AS many as one in three students would be willing to exchange sex for a free education, exclusive figures can reveal, as concerns grow for a generation saddled with unmanageable debts as a result of rising tuition fees and sky-high living costs.
Answering questions for a research project conducted by London South Bank University with The Independent, the vast majority of former and current students said they would consider exchanging their time and company with a stranger in return for help financing their studies.
The survey, which was a blind poll posted on The Independent, attracting 1477 participants, found just under 70 per cent admitted to feeling stressed over money, with just over half (53 per cent) having to take up a full or part-time job alongside their studies.
At least 88 per cent said they would be somewhat interested in having someone else paying for their education, with more than half (52 per cent) admitting they would be "very interested".
Commenting on the findings, Shelly Asquith, NUS vice president for welfare, said: "In the context of rising tuition fees, rising rents and the scrapping of maintenance grants, it is no wonder that students are increasingly looking for new ways to fund their degrees."
Of the 920 participants who answered the question: "How far would you have gone for a free education supplied by someone who you were attracted to?", 75 per cent said they would have at least given up some of their time to a sugar daddy figure.
University project researchers Dr Julia Shaw and Gemma Daglish said respondents were willing to go "way further" than they had expected.
Analysing the findings, they said: "What does it mean?

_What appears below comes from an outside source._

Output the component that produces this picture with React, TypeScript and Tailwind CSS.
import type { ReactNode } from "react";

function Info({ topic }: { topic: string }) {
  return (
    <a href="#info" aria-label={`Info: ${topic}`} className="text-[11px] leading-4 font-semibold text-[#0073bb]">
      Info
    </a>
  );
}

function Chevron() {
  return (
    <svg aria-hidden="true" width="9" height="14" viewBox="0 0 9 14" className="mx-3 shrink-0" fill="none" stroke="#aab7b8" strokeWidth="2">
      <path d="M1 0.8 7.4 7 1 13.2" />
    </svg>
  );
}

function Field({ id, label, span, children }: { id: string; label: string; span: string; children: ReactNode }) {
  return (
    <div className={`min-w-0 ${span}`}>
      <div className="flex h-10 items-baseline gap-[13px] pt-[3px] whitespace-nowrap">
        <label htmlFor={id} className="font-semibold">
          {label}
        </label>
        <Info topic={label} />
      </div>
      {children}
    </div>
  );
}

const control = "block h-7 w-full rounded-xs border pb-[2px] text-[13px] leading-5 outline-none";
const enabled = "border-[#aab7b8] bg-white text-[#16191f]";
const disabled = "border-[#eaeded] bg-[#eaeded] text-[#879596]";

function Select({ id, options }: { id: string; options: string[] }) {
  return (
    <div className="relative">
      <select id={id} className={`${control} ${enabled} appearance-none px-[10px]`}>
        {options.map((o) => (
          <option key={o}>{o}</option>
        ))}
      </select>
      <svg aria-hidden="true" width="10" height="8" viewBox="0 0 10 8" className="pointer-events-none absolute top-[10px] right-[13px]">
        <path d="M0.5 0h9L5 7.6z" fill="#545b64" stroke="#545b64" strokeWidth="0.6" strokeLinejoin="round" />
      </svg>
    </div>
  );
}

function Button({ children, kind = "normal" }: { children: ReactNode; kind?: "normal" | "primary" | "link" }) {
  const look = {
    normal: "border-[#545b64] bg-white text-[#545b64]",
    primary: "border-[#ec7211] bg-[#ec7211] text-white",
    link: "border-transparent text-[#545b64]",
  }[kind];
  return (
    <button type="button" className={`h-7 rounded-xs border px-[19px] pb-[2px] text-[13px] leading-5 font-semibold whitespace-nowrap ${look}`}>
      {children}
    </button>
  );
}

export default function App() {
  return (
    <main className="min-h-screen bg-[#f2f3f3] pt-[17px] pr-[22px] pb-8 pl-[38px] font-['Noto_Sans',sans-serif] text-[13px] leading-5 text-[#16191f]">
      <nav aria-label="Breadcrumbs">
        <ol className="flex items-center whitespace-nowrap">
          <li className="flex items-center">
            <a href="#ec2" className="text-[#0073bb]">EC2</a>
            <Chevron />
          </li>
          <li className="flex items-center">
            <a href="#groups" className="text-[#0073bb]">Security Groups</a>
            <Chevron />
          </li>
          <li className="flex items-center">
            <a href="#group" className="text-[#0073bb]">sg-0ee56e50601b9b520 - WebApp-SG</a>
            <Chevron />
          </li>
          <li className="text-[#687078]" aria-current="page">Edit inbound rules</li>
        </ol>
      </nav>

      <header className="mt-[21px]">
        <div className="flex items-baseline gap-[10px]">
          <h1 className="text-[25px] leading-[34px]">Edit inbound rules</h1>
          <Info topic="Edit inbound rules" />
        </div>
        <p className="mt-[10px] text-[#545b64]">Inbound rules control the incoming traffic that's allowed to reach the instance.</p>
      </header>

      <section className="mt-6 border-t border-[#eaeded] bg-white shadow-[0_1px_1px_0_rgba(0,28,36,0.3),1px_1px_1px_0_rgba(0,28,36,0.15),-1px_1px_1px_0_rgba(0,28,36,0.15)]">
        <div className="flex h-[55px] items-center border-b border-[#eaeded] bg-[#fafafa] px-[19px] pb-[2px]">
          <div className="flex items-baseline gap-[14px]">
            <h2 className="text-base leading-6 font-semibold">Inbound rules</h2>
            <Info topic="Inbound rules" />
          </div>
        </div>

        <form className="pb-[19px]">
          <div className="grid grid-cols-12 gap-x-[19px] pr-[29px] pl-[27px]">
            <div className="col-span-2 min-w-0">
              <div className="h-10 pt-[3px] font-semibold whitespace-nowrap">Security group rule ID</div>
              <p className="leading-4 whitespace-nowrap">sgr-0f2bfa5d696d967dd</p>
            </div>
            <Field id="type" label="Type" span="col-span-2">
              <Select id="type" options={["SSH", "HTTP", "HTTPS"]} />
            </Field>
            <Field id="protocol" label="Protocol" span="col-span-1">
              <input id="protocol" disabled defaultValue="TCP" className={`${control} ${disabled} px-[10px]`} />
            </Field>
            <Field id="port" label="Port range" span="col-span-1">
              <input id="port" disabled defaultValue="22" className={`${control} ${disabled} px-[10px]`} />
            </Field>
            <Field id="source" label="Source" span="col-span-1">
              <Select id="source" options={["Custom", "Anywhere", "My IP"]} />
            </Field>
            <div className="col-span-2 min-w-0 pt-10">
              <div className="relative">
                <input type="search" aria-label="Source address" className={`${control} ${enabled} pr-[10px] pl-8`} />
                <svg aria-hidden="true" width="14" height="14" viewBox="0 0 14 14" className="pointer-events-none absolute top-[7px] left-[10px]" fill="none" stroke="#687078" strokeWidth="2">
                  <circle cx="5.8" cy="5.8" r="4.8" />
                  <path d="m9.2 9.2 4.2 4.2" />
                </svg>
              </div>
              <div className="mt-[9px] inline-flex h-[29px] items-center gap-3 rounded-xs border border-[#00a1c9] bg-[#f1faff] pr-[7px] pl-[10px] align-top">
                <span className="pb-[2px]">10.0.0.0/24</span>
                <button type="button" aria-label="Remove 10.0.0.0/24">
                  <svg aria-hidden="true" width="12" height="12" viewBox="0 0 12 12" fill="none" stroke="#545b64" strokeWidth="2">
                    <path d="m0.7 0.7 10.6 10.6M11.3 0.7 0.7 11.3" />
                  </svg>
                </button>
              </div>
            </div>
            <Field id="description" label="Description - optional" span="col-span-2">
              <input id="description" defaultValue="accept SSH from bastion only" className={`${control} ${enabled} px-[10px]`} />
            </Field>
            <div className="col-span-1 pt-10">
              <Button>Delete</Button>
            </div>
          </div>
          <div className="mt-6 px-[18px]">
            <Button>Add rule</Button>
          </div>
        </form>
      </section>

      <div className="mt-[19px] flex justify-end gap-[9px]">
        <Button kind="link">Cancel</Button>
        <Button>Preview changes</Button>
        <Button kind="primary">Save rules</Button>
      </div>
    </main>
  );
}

We don't know yet, but openness to the idea of becoming a sugar baby is far higher than we had predicted.
"'Sugar baby' sounds a lot better than 'prostitute' or 'escort'," the authors added.
"What if we had asked people whether they were willing to become prostitutes for a free education? Do you think fewer people would have agreed? We think so."
A growing number of young people are believed to have at least considered becoming a sugar baby - defined as someone who offers their company to a well-off, often older, man or woman, who in turn takes care of them financially.
Leading sugar daddy app Seeking Arrangement last year claimed it had almost a quarter of a million UK students on its books - a 40 per cent increase on the same time period two years ago.
Responding to The Independent's poll, which had a mixed sample of 52 per cent female and 45 per cent male participants, some 31 per cent said they would have had sex with someone they were attracted to in exchange for a free education.
This rate dropped when participants were asked how far they would be willing to go when they were not attracted to the provider, however almost two thirds said they would be willing to enter into some degree of sugar baby arrangement, and willingness to have sex as part of the arrangement was marked at 16 per cent.
Student funding appeared to play a significant part in students' responses, with 55 per cent of participants indicating that a drop or cessation of their student funding would make it more likely for them to enter into a sugar baby arrangement.
Overall, most participants said they were at least a bit interested, and one in five said they were "very interested" in becoming sugar babies.
The survey sample was mostly made up of current or former students (73 per cent), with a fairly even split of men and women (52 per cent female, 45 per cent male and 3 per cent other).
"Because we were hoping that people from different sexual orientations would take part, we decided to leave the gender of the funding provider to the imagination of our participants," the authors said.
The findings take their place in the debate over the rising cost of living for UK students.
University students in England are said to graduate with the some of the highest levels of debt in the world - more than any other English-speaking country - with the total student debt owed in the UK estimated at £71bn.
A separate study last year suggested debts accumulated during university years are so high that students are suffering from increased mental ill health and distress.
According to financial technology company Intelligent Environments, who ran the survey, one in seven students said they had been chased by debt collectors after being unable to pay rent.
Asquith said: "In many cities across the UK, the average maintenance loan won't even cover a student's rent, let alone food and other living costs. Instead of tackling these problems the government continues to raise fees and cut financial support for students.
"In the long term, we need to continue to make the case for a free education. In the short term though, we need to work with universities to ensure that students who are engaging in sex work to fund their degrees are properly supported. Their safety should be a priority.